Low Testosterone and Cardiovascular Disease Risk in Men
According to the researchers, men experience cardiovascular disease earlier in life than women, and they have a life expectancy that is 5-10 years shorter than their female counterparts. The researchers argue that though low testosterone has been identified as a potential contributor to cardiovascular disease risk, the role of the condition in cardiovascular gender disparities has not been well explored.
In their study, “Low testosterone concentrations in men contribute to the gender gap in cardiovascular morbidity and mortality,” the researchers set out to explore impact of low testosterone on men’s heightened risk for cardiovascular problems. The study was published online ahead of print in November 2012 in the journal Gender Medicine.
The researchers looked at data on 4,152 people (2,113 women and 2,039 men) from the Study of Health in Pomerania. The participants ranged in age from 20 to 79 years.
Using multivariable Poisson and Cox proportional hazard regression models, the researchers assessed patients’ risk of incident cardiovascular morbidity and their all-cause and cardiovascular disease mortality to understand the differences in morbidity and mortality among men and women.
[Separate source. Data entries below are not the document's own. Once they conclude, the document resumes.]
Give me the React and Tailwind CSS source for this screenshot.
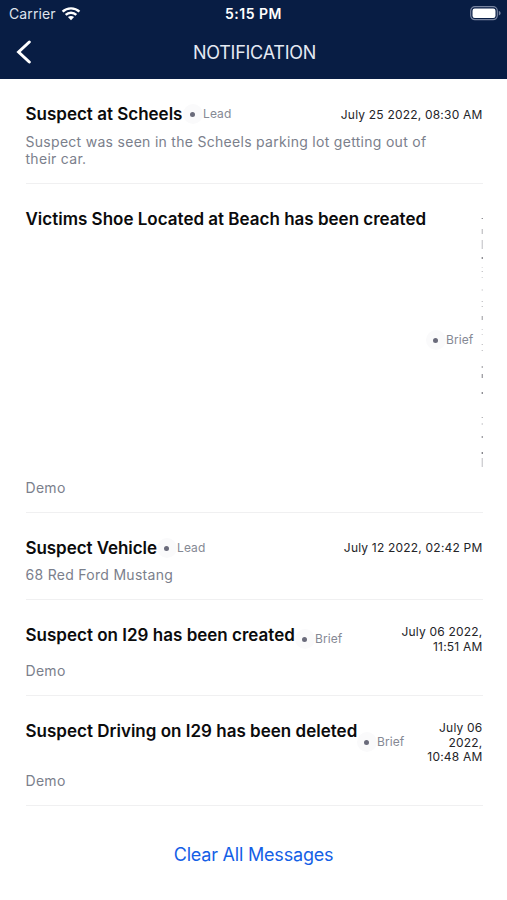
const MESSAGES = [
  {
    title: 'Suspect at Scheels', titleClass: 'w-[157px] tracking-[0]', kind: 'Lead', kindClass: 'pt-[11px]',
    date: ['July 25 2022, 08:30 AM'], dateClass: 'pt-[5px]',
    body: ['Suspect was seen in the Scheels parking lot getting out of', 'their car.'],
    row: 'h-[104px] pt-[23px]', head: 'h-[30px]',
  },
  {
    title: 'Victims Shoe Located at Beach has been created', titleClass: 'w-[400px] tracking-[0]', kind: 'Brief', kindClass: 'pt-[132px]',
    date: null, dateClass: '',
    body: ['Demo'],
    row: 'h-[329px] pt-[24px]', head: 'h-[271px]',
  },
  {
    title: 'Suspect Vehicle', titleClass: 'w-[131px] tracking-[-0.06px]', kind: 'Lead', kindClass: 'pt-[11px]',
    date: ['July 12 2022, 02:42 PM'], dateClass: 'pt-[4px]',
    body: ['68 Red Ford Mustang'],
    row: 'h-[87px] pt-[24px]', head: 'h-[29px]',
  },
  {
    title: 'Suspect on I29 has been created', titleClass: 'w-[269px] tracking-[0.01px]', kind: 'Brief', kindClass: 'pt-[15px]',
    date: ['July 06 2022,', '11:51 AM'], dateClass: 'pt-[1px]',
    body: ['Demo'],
    row: 'h-[96px] pt-[24px]', head: 'h-[38px]',
  },
  {
    title: 'Suspect Driving on I29 has been deleted', titleClass: 'w-[331px] tracking-[0.01px]', kind: 'Brief', kindClass: 'pt-[22px]',
    date: ['July 06', '2022,', '10:48 AM'], dateClass: 'pt-[1px]',
    body: ['Demo'],
    row: 'h-[110px] pt-[24px]', head: 'h-[52px]',
  },
];

// [offset, height, opacity] of every sliver left visible by the collapsed date column
const SLIVERS = [
  [6, 1, 0.6], [17, 5, 0.3], [28, 9, 0.25], [45, 2, 0.6], [55, 1, 0.15], [59, 1, 0.3], [65, 1, 0.2],
  [77, 2, 0.15], [89, 1, 0.3], [94, 1, 0.3], [104, 4, 0.4], [117, 1, 0.2], [122, 1, 0.2],
  [132, 1, 0.3], [138, 1, 0.3], [154, 2, 0.4], [162, 4, 0.5], [180, 2, 0.6],
  [205, 1, 0.4], [211, 2, 0.2], [224, 2, 0.5], [240, 2, 0.65], [246, 9, 0.25],
];

function StatusBar() {
  return (
    <div className="flex h-[27px] items-center text-white">
      <div className="flex w-[169px] items-center pl-[9px]">
        <span className="w-[47px] whitespace-nowrap text-[14px] leading-[20px] tracking-[0.1px] text-[#dfe3ec]">Carrier</span>
        <svg className="ml-[5px] h-[14px] w-[20px]" viewBox="0 0 20 14" fill="none" stroke="white" strokeWidth="2.4">
          <path d="M1.6 4.7C6.2 .2 13.8 .2 18.4 4.7" />
          <path d="M4.7 7.9C7.6 5 12.4 5 15.3 7.9" />
          <path d="M10 13.2L6.9 10C8.6 8.5 11.4 8.5 13.1 10Z" fill="white" stroke="none" />
        </svg>
      </div>
      <div className="w-[169px] whitespace-nowrap text-center text-[14px] font-semibold leading-[20px] tracking-[0.5px]">5:15 PM</div>
      <div className="flex w-[169px] justify-end pr-[6px]">
        <svg className="h-[15px] w-[31px]" viewBox="0 0 31 15">
          <rect x=".7" y=".7" width="26.6" height="13" rx="4.2" fill="none" stroke="#7884a0" strokeWidth="1.2" />
          <rect x="2.5" y="2.5" width="23" height="9.4" rx="2.2" fill="white" />
          <path d="M28.8 5v4.4c1.2-.4 1.8-1.2 1.8-2.2s-.6-1.8-1.8-2.2Z" fill="#7884a0" />
        </svg>
      </div>
    </div>
  );
}

function Message({ item }) {
  return (
    <section className={`border-b border-[#f0f0f1] ${item.row}`}>
      <div className={`flex items-start ${item.head}`}>
        <h2 className={`shrink-0 whitespace-nowrap text-[17px] font-semibold leading-[22px] text-[#0b0b0c] ${item.titleClass}`}>{item.title}</h2>
        <div className={`flex h-0 shrink-0 items-center ${item.kindClass}`}>
          <span className="flex h-[20px] w-[20.5px] items-center justify-center rounded-full bg-[#fafafb]">
            <span className="h-[5px] w-[5px] rounded-full bg-[#6a6b7b]" />
          </span>
          <span className="whitespace-nowrap text-[12px] leading-[16px] tracking-[0.1px] text-[#858994]">{item.kind}</span>
        </div>
        {item.date ? (
          <div className={`ml-auto pr-[0.5px] text-right text-[12px] leading-[14.5px] tracking-[0.2px] text-[#242428] ${item.dateClass}`}>
            {item.date.map((line) => (
              <div key={line} className="whitespace-nowrap">{line}</div>
            ))}
          </div>
        ) : (
          <svg className="ml-auto mt-[4px] h-[258px] w-[2px]" viewBox="0 0 2 258" fill="#45454f">
            {SLIVERS.map(([y, h, o]) => (
              <rect key={y} x="0.6" y={y} width="1.4" height={h} opacity={o} />
            ))}
          </svg>
        )}
      </div>
      <div className="text-[14px] leading-[17px] tracking-[0.29px] text-[#7b808c]">
        {item.body.map((line) => (
          <div key={line} className="whitespace-nowrap">{line}</div>
        ))}
      </div>
    </section>
  );
}

export default function App() {
  return (
    <div className="h-[900px] w-[507px] overflow-hidden bg-white font-['Inter','Liberation_Sans',sans-serif]">
      <header className="h-[79px] bg-[#081d44]">
        <StatusBar />
        <div className="flex h-[50px] items-center">
          <button className="flex w-[60px] pl-[16px]" aria-label="Back">
            <svg className="h-[24px] w-[16px]" viewBox="0 0 16 24" fill="none" stroke="white" strokeWidth="3" strokeLinecap="round">
              <path d="M13.3 2L2.6 12l10.7 10" />
            </svg>
          </button>
          <h1 className="w-[389px] pt-[2px] text-center text-[18px] leading-[24px] tracking-[-0.25px] text-[#e4e9f3]">NOTIFICATION</h1>
        </div>
      </header>
      <main className="mx-6 pl-[1.5px] pt-px">
        {MESSAGES.map((item) => (
          <Message key={item.title} item={item} />
        ))}
      </main>
      <div className="flex h-[98px] items-center justify-center">
        <button className="whitespace-nowrap text-[18px] leading-[24px] tracking-[-0.2px] text-[#1460e6]">Clear All Messages</button>
      </div>
    </div>
  );
}
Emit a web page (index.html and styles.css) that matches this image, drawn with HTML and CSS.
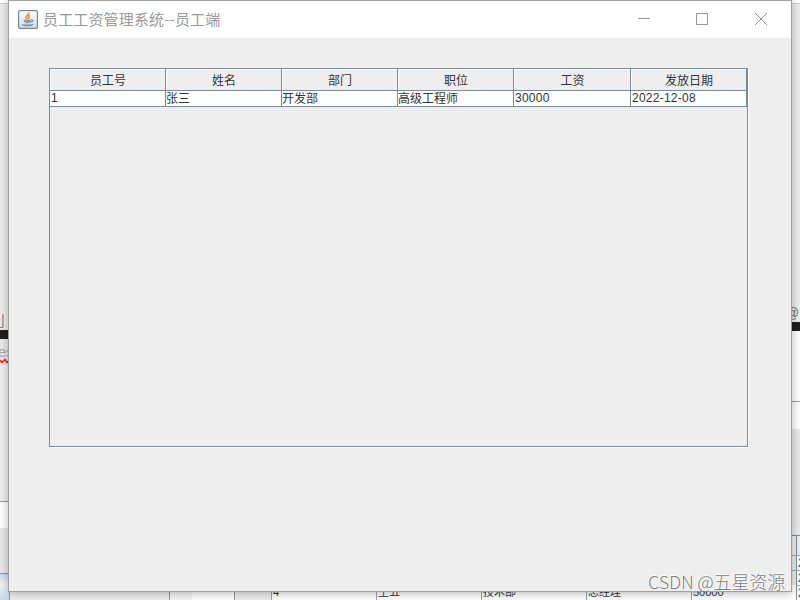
FILE: index.html
```
<!DOCTYPE html>
<html lang="zh-CN">
<head>
  <meta charset="utf-8">
  <title>员工工资管理系统--员工端</title>
  <link rel="stylesheet" href="styles.css">
</head>
<body>
  <div class="desktop">
    <!-- windows lying behind the main one -->
    <div class="behind-left">
      <div class="b-top"></div>
      <div class="l-panel"><span class="l-letter">刂</span></div>
      <div class="b-dark"></div>
      <div class="l-editor"><span class="l-word">es</span>
        <svg class="squiggle" width="9" height="6" viewBox="0 0 9 6"><path d="M0 2L2 4.500L5 1.500L7 4.500L9 3" fill="none" stroke="#ff2020" stroke-width="1.600"/></svg>
      </div>
      <div class="l-white"></div>
      <div class="l-gray"></div>
      <div class="l-task"></div>
    </div>
    <div class="behind-right">
      <div class="b-top"></div>
      <div class="r-panel"><span class="r-at">@</span></div>
      <div class="b-dark"></div>
      <div class="r-white"></div>
      <div class="r-white2"></div>
      <div class="r-gray"></div>
      <div class="r-head"></div>
      <div class="r-cell">2</div>
      <div class="r-cell">2</div>
      <div class="r-cell last">2</div>
    </div>
    <div class="behind-bottom">
      <div class="s1"></div>
      <div class="s2"></div>
      <div class="s3"></div>
      <div class="s4"></div>
      <div class="cell"><span>4</span></div>
      <div class="cell"><span>王五</span></div>
      <div class="cell"><span>技术部</span></div>
      <div class="cell"><span>总经理</span></div>
      <div class="cell"><span>50000</span></div>
    </div>

    <div class="window">
      <div class="titlebar">
        <svg class="java" width="20" height="19" viewBox="0 0 20 19">
          <defs>
            <linearGradient id="tile" x1="0" y1="0" x2="0" y2="1">
              <stop offset="0" stop-color="#ffffff"/>
              <stop offset="1" stop-color="#d3dbe2"/>
            </linearGradient>
          </defs>
          <rect x=".6" y=".6" width="18.8" height="17.8" rx="1.5" fill="url(#tile)" stroke="#71899b" stroke-width="1.2"/>
          <path d="M10.8 2.6C11.5 5 7.6 5.700 8 7.400C8.200 8.300 9 8.600 9.200 9.300M12 5.200C9.500 6.200 11.700 7.200 10.400 9" fill="none" stroke="#ea8f45" stroke-width="1.700"/>
          <path d="M5.500 9.800H13C13 12 12 13.100 9.500 13.100C7 13.100 6 12 5.500 9.800Z" fill="#8199aa"/>
          <path d="M13 9.800C15.800 9.300 15.300 11.900 12.400 12.200M4 14.400C6 16.300 13 16.200 15 14.300" fill="none" stroke="#6f8ba0" stroke-width="1.200"/>
          <path d="M6 14.200H12.500" stroke="#8ca1b0"/>
        </svg>
        <span class="title">员工工资管理系统--员工端</span>
        <div class="controls">
          <svg width="12" height="12"><path d="M0 5.500H12" stroke="#999"/></svg>
          <svg width="12" height="12"><rect x=".5" y=".5" width="11" height="11" fill="none" stroke="#999"/></svg>
          <svg class="close" width="12" height="12"><path d="M0 0L12 12M12 0L0 12" stroke="#8d8d8d"/></svg>
        </div>
      </div>

      <div class="content">
        <div class="scroll">
          <div class="row head">
            <div>员工号</div>
            <div>姓名</div>
            <div>部门</div>
            <div>职位</div>
            <div>工资</div>
            <div>发放日期</div>
          </div>
          <div class="row data">
            <div class="num">1</div>
            <div>张三</div>
            <div>开发部</div>
            <div>高级工程师</div>
            <div class="num">30000</div>
            <div class="num">2022-12-08</div>
          </div>
        </div>
      </div>
    </div>

    <div class="watermark">CSDN @五星资源</div>
  </div>
</body>
</html>
```
FILE: styles.css
```
* {
  box-sizing: border-box;
}

body {
  margin: 0;
  font-family: "Liberation Sans", "Noto Sans CJK SC", sans-serif;
}

.desktop {
  position: relative;
  width: 800px;
  height: 600px;
  overflow: hidden;
  background: #e4e4e4;
}

/* main window */
.window {
  position: absolute;
  left: 8px;
  top: 0;
  width: 784px;
  height: 592px;
  display: flex;
  flex-direction: column;
  border: 1px solid #a0a0a0;
  background: #eee;
  box-shadow: 0 1px 9px rgba(0, 0, 0, 0.3);
}

.titlebar {
  display: flex;
  align-items: center;
  height: 37px;
  padding: 0 24px 1px 9px;
  background: #fff;
}

.java {
  margin-right: 5px;
}

.title {
  font-family: "Noto Sans CJK SC", sans-serif;
  font-weight: 400;
  font-size: 15px;
  line-height: 20px;
  letter-spacing: 0.15px;
  color: #999;
}

.controls {
  display: flex;
  gap: 46px;
  margin-left: auto;
}

.controls svg {
  display: block;
}

.controls .close {
  margin-left: 1px;
}

.content {
  flex: 1;
  padding: 30px 42px 144px 40px;
}

.scroll {
  width: 699px;
  height: 379px;
  border: 1px solid #7a8a99;
  box-shadow: 1px 1px 0 #fff;
}

.row {
  display: grid;
  grid-template-columns: 116px 116px 116px 116px 117px 116px;
  font-size: 12px;
  color: #333;
}

.row div {
  border-right: 1px solid #7a8a99;
  border-bottom: 1px solid #7a8a99;
  white-space: nowrap;
}

.head div {
  height: 22px;
  padding: 2px 0 0 1px;
  line-height: 20px;
  text-align: center;
  box-shadow: inset 1px 1px 0 #fff;
}

.data div {
  height: 16px;
  line-height: 16px;
  background: #fff;
}

.data .num {
  padding-left: 1px;
  line-height: 14px;
  letter-spacing: 0.25px;
}

.watermark {
  position: absolute;
  right: 15px;
  bottom: 7px;
  font-family: "Noto Sans CJK SC", sans-serif;
  font-weight: 300;
  font-size: 18px;
  line-height: 24px;
  letter-spacing: -0.15px;
  color: #808080;
  text-shadow: -1px -1px 0 #fff;
  white-space: nowrap;
}

/* left strip */
.behind-left {
  position: absolute;
  left: 0;
  top: 0;
  width: 10px;
  height: 600px;
  display: flex;
  flex-direction: column;
}

.b-top {
  height: 4px;
  background: #fff;
  border-bottom: 1px solid #d0d0d0;
}

.b-dark {
  height: 9px;
  background: #202020;
}

.l-panel {
  height: 326px;
  padding-top: 308px;
  background: #eee;
  font-size: 14px;
  line-height: 18px;
  color: #777;
  overflow: hidden;
}

.l-letter {
  display: block;
  margin-left: -9px;
}

.l-editor {
  height: 163px;
  padding-top: 5px;
  background: linear-gradient(#eaeaea 26px, #f0f0f0 26px);
  border-bottom: 1px solid #999;
  overflow: hidden;
}

.l-word {
  display: block;
  margin-left: -2px;
  font-size: 15px;
  line-height: 16px;
  color: #aaa;
}

.squiggle {
  display: block;
  margin-top: -2px;
}

.l-white {
  height: 26px;
  background: #fff;
}

.l-gray {
  height: 46px;
  background: #eaeaea;
  border-bottom: 1px solid #8c98a5;
}

.l-task {
  height: 26px;
  border-right: 1px solid #8c98a5;
  background: linear-gradient(#cbdcec, #f4f7fa 40%, #c5d9eb);
}

/* right strip */
.behind-right {
  position: absolute;
  left: 791px;
  top: 0;
  width: 9px;
  height: 600px;
  display: flex;
  flex-direction: column;
}

.r-panel {
  height: 318px;
  padding-top: 301px;
  background: #eee;
  font-size: 14px;
  line-height: 16px;
  color: #777;
  overflow: hidden;
}

.r-at {
  display: block;
  margin-left: -6px;
}

.r-white {
  height: 71px;
  background: #fff;
  border-bottom: 1px solid #999;
}

.r-white2 {
  height: 27px;
  background: #fff;
}

.r-gray {
  height: 108px;
  background: #eaeaea;
  border-bottom: 1px solid #7a8a99;
}

.r-head,
.r-cell {
  width: 9px;
  border-bottom: 1px solid #9aa5b0;
  background: linear-gradient(90deg, #eee 5px, #7a8a99 5px, #7a8a99 6px, #fff 6px);
}

.r-head {
  height: 20px;
  background: linear-gradient(90deg, #eee 5px, #7a8a99 5px, #7a8a99 6px, #eee 6px);
}

.r-cell {
  height: 15px;
  padding-left: 7px;
  font-size: 12px;
  line-height: 14px;
  color: #704830;
  overflow: hidden;
}

.last {
  height: 14px;
  border-bottom: 0;
}

/* bottom strip */
.behind-bottom {
  position: absolute;
  left: 10px;
  top: 585px;
  width: 786px;
  height: 15px;
  display: flex;
  background: #fff;
}

.s1 {
  width: 160px;
  background: #eee;
  border-right: 1px solid #999;
}

.s2 {
  width: 22px;
  background: #f4f4f4;
}

.s3 {
  width: 43px;
  border-right: 1px solid #999;
}

.s4 {
  width: 36px;
  background: #eee;
}

.cell {
  width: 105px;
  padding-left: 1px;
  border-left: 1px solid #9aa5b0;
  font-size: 11px;
  line-height: 15px;
  color: #333;
  overflow: hidden;
  white-space: nowrap;
}
```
The researchers also examined the impact of low testosterone in men on gender differences.
The results of the study confirmed that men had a higher risk of incident cardiovascular morbidity and all-cause mortality. They also had a higher 10-year cardiovascular disease risk than women. Examination of a subgroup of men with low testosterone showed an even higher 10-year cardiovascular disease and mortality risk.
The study authors conclude that their findings show that men have a higher risk of cardiovascular morbidity and mortality than women, and that low levels of testosterone in men appear to exacerbate this gender gap.